In 1935, Bob Wills and His Texas Playboys laid down 24 tunes during their historic first session at a makeshift recording studio in Dallas. The group recorded prolifically in the late Thirties and early Forties, laying down such classics as “Steel Guitar Rag” (written by Leon McAuliffe, the Texas Playboys’ longtime steel guitar player), “Take Me Back to Tulsa” and Wills’ signature song, “New San Antonio Rose.” Their biggest hit, “New Spanish Two Step,” topped the country charts for 16 weeks in 1946. Wills’ mix of horns, fiddles and steel guitar made for a uniquely swinging sound that grabbed the public’s ear at mid-century. The Texas Playboys always had fine singers like Tommy Duncan and Leon McAuliffe, and Wills punctuated the tunes with jive talking, falsetto asides and cries of “ah-ha!” He’d call out soloists by name and instrument, good-naturedly goading them on to rollicking performances.

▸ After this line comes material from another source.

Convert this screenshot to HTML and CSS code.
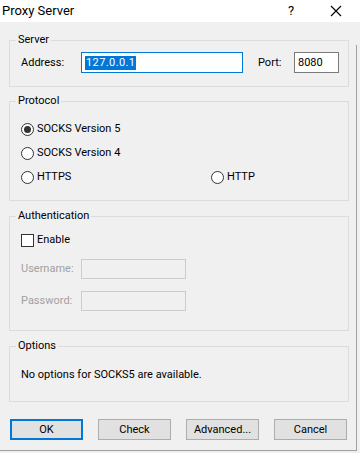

In terms of personnel, the Texas Playboys expanded and contracted like an accordion over the years, according to Wills’ desires and the whims of the market. At one point the Texas Playboys were 22 pieces strong, although the band more typically numbered between 9 and 18 members. There were personnel changes and musical shifts as Wills struggled to adapt to the changing face of America in the postwar era. Nonetheless, there was always a solid core of loyal regulars in the Texas Playboys. After leaving Columbia in 1947, Wills continued to record prolifically for such labels as MGM, Decca, Longhorn and Kapp. The group also toured the country and often performed at a Wills-owned dancehall in Sacramento, California.

Would I like to go to Tulsa, you bet your boots I would.
Just let me off at Archer, and I’ll walk down to Greenwood.
Take me back to Tulsa, I’m too young to marry.